A quick Google search and I realise it’s 111. While Chris takes the dogs out for their morning walk, I make the call. I lay in bed, answering lots of questions about my health and symptoms.
“When did it start?” The voice on the other end of the phone asks.
“Are the whites of your eyes yellow?”
“Not sure,” I say, because I can’t be bothered getting out of bed and looking.
“Do you think the whites of your eyes have a yellowish colour to them?” The voice says again.
“No,” I say. “They’re fine.”
“Are you answering that because you’ve looked?”
“No. I’ve not looked.” I am sprawled out in bed, barely enough energy to move.
“Could you look?”
I force myself to my feet and stagger into the bathroom. I look into the mirror. Without my glasses or lenses, I am a blur. I move to within an inch of the glass so I can see my eyes. They are bloodshot and tired. “They look normal,” I say, and stagger back to bed.
We go through more questions. “Have you returned from overseas within the last four weeks?”
“Yes,” I say. “America.”
“Okay,” the voice says, and the ways she says it, I know it’s not okay.

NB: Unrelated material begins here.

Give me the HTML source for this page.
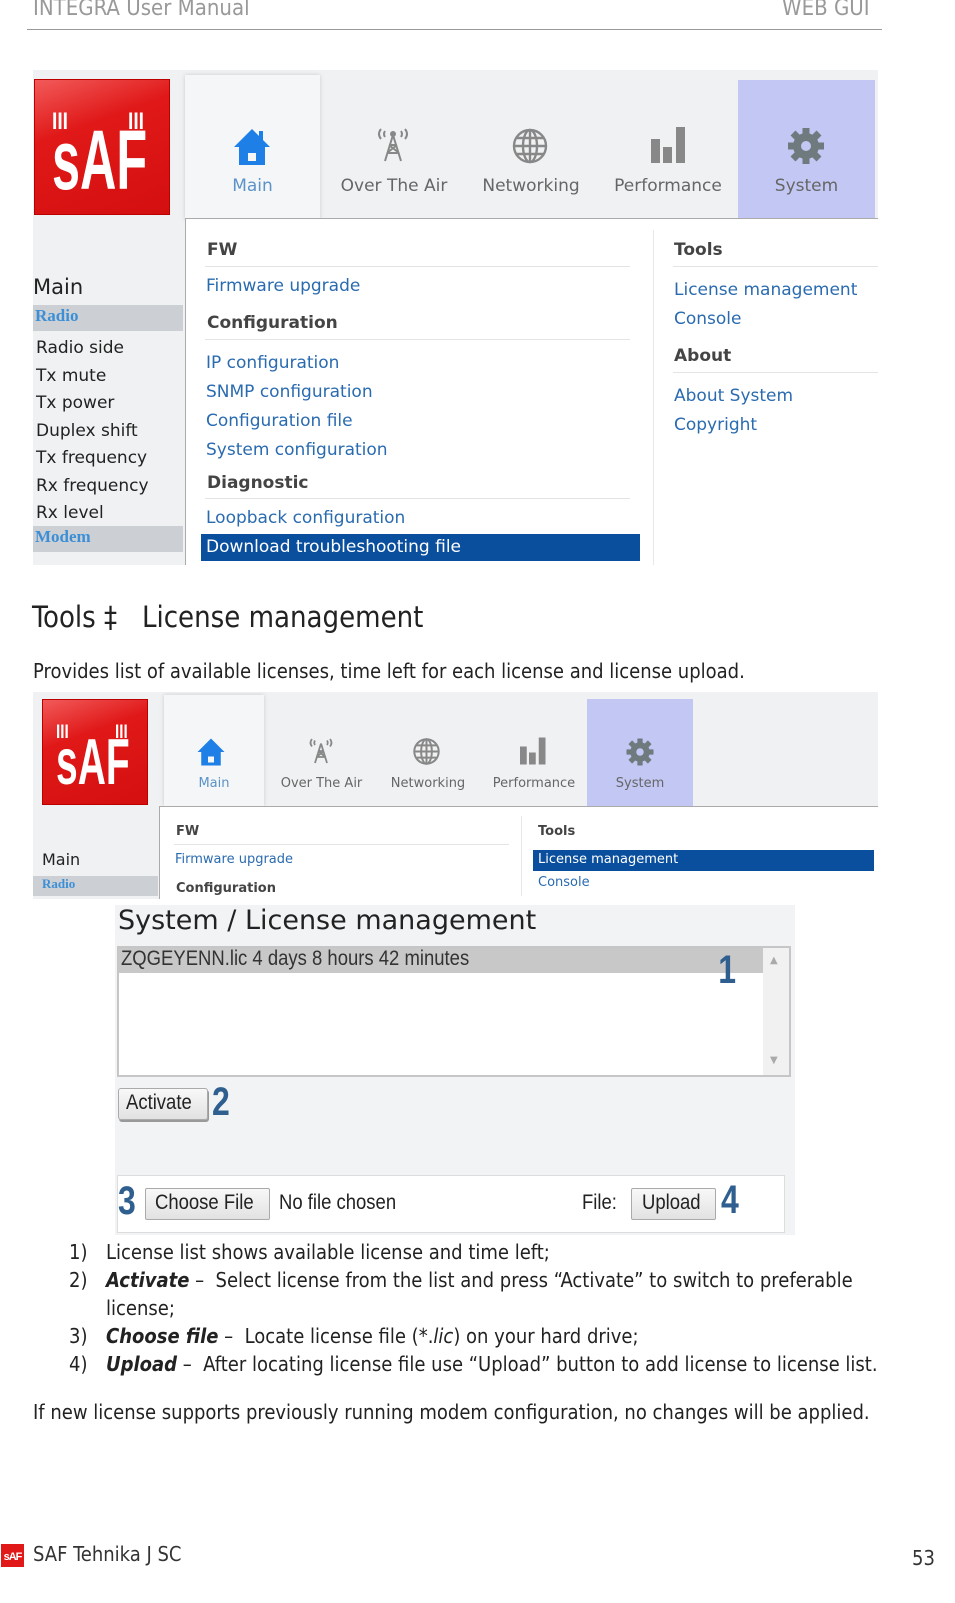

“Were you bitten by any mosquitoes?”
“Yes,” I shout. “I was eaten alive.”
“Have you experienced any unusual behaviour?”
“Yes,” I say, thinking about the person coming to murder me. “I’ve been hallucinating.”
“Is that normal, for you?”
“No, it’s not,” I say. “Of course it’s not normal!”
The voice tells me to seek medical help immediately, and if I have a seizure or become drowsy I should call 999.
I put the phone down. “Chris,” I shout. “I’ve got Malaria.”
In the doctor’s waiting room, I slump on a chair, hoping that I don’t have to dash for the toilet. “I’ve got Malaria.” I want to tell everyone so they let me jump the queue, but I don’t because I am British and jumping a queue would be frowned upon, even if you’ve got a tropical disease.
“Have you been anywhere exotic?” The doctor asks when it’s finally my turn.
“America,” I say.
He shakes his head. “That’s probably not exotic enough.”
“Oh,” I say, feeling a bit daft at my misdiagnosis.
He explains that I have contracted some bacteria either hand to mouth or airborne. “We can’t tell what it is until we do tests, but you’ll need a week off work and it could take three weeks to get over.”
My heart sinks. I do not want to have time off work. I want to be fit and healthy and working and running, not stuck in the house with bacteria in my belly.
That evening, Mum calls round with Olivia my niece. “We’ll not get too close,” she says, hovering in the doorway, and throwing me two packets of digestives. “In case you want to eat something.”
“It’s not Malaria then?” She asks.
“No,” I say. “Although I didn’t tell the doctor about hallucinating.”
“What’s hallucinating?” Olivia says.
“Auntie Liz was running round the house screaming,” Chris says. “While she was still asleep.”
“Really?” Olivia asks.
“I’ve never done that before.”
“You have,’ Chris says. “Remember that time you tried to jump out the window.”
Olivia looks at me, tilting her head to one side. “Auntie Liz, why did you try to jump out of the window? Why were you screaming?…Are you nuts?”
“Yes, she is nuts,” says Chris, before I can answer.
Olivia laughs. “Nuts,” she says. “Auntie NutsNuts.”